Cet assagissement est le reflet de l’efficacité de la politique économique, souligne la BCE. L’impact de la hausse des taux se fait sentir non seulement dans les tarifs des banques et des prêteurs mais aussi dans les volumes de nouveaux crédits, qui se réduisent. Et cela a un impact sur l’activité économique générale. Christine Lagarde souligne par exemple que les gains d’emplois dans les services commencent à se ralentir fameusement.

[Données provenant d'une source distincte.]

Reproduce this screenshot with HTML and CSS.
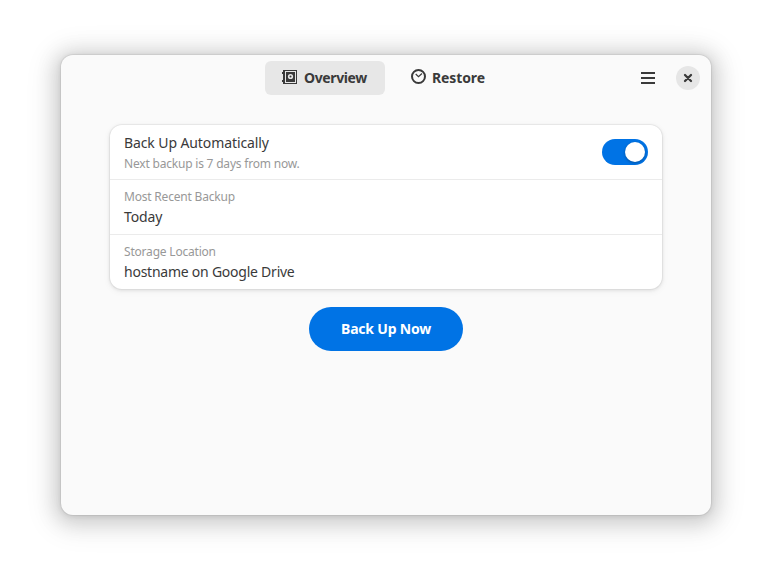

Les économistes de la BCE ont donc sensiblement révisé à la baisse leurs projections économiques. Ils s’attendent désormais pour la zone euro à une croissance de 0,7 % en 2023, 1,0 % en 2024 et 1,5 % en 2025. La révision la plus sensible concerne l’an prochain, puisque selon la BCE la croissance européenne ne sera pas de 1,5%, comme elle l’avait annoncé il y a quelques mois, mais de 1% seulement.
Plus de hausse avant longtemps ?
Dans ces conditions, la BCE ne devrait sans doute plus remonter ses taux, mais elle devrait les maintenir à ce niveau élevé pendant pas mal de temps. « Sur la base de notre évaluation actuelle, nous considérons que les taux d’intérêt directeurs de la BCE ont atteint des niveaux qui, s’ils sont maintenus pendant une période suffisamment longue, contribueront de manière substantielle au retour rapide de l’inflation à notre objectif », a indiqué Christine Lagarde. Mais avec les banquiers centraux, rien n’est jamais coulé dans le marbre. « Nos décisions futures garantiront que les taux d’intérêt directeurs de la BCE seront fixés à des niveaux suffisamment restrictifs aussi longtemps que nécessaire », ajoute-t-elle.